A game about healthy eating that actually manages to be fun, this is a perfect way for you and up to four picky eaters to learn about food groups.
In The Box
This custom deck contains 53 colorful cards, each decorated with a simple collage of foods. There’s a lot of white space on each card that left us wishing the individual food items were larger or were labelled in some way, but once you play through you’ll have everything memorized. There are six groups split between veggies, protein, fruit, carbs, juice, and junk. Again, not for more than a few minutes during the first game, but little ones may wonder why the juice cards include a glass of milk and what looks like a tall beer?
Even if the categories are a bit loose, the idea that you need to collect a specific number of cards to win is easy enough to grasp.
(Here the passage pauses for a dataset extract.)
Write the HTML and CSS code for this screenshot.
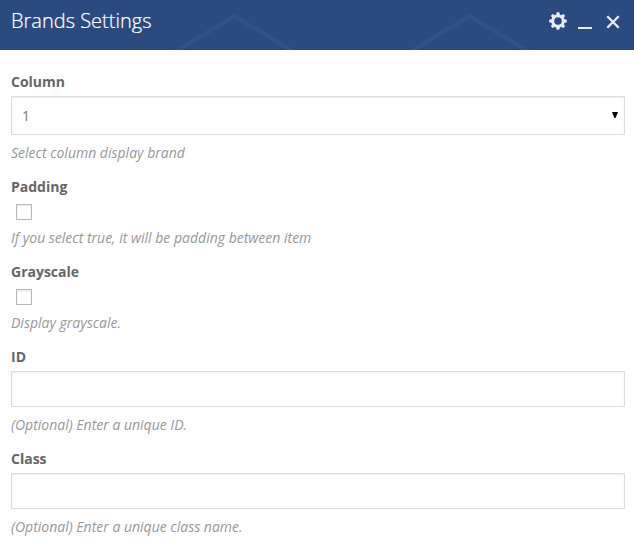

Kids will quickly understand that they need one card from each category and what images match up with which food groups. Aside from cards marking the food groups, you’ll find special Qetchup cards marked with a large “Q” wearing a star like a crown, and the powerful Restart card decorated with what looks like a naughty green apple or bell pepper being sent away in shame. It’s a cute collection of cards with whimsical illustrations that kids will find endearing, which is a good thing when you’re trying to keep their attention around the gaming table.
How It Plays
Inviting kids to sit down and play a game about healthy eating would seem like a daunting proposition at best. Parents with picky eaters will immediately appreciate the value of casting healthy foods in a good light, and the current obesity epidemic speaks to the need for us all to be more aware of the dangers of junk food. Without being at all heavy handed, Qetchup manages to reinforce both ideas in a matching-game format that borrows some mechanics from classic games like Go-Fish. The fundamental goal is to put together a plate with food from exactly five healthy groups before any of your opponents. There’s some luck of the draw involved, but after that it’s a matter of strategy.
Players can use the Q cards to sub for anything but veggies, to get rid of junk food stuck on your plate by another player, or to randomly steal a card from another player. The use of these Q cards is what makes Qetchup more than just a variation on Go Fish, although the idea of taking cards from other players to meet your goals feels similar. Racing toward a complete plate isn’t just about gathering the right foods, it’s also about slowing opponents down with junk food or the dreaded Restart Card that sweeps their plate clean. The fact that the game is over so quickly means that if luck wasn’t on your side after the initial draw, you don’t have to wait long for a second or third chance.
The minimum recommended age for Qetchup is good at 7, but we’d recommend handicapping older players by limiting the number of cards they can hold, or similar changes to the basic rules that make it harder for them to gather a full plate of healthy food. Parents will definitely be motivated to play with kids at this age (or a bit older) because it’s exactly at this point that youngsters need to learn lessons about eating right.
There’s probably an upper limit on the recommended age for Qetchup of about 10-12. It’s not a game that most older kids or adults will find that compelling, but it’s a really accessible and fun game for little ones.
There are plenty of family games that just aren’t much fun or get boring quickly because there’s little or no strategy involved. Qetchup is a good card game in the sense that you never know exactly what you’ll draw, and the surprise of having Q cards played against you keeps it interesting.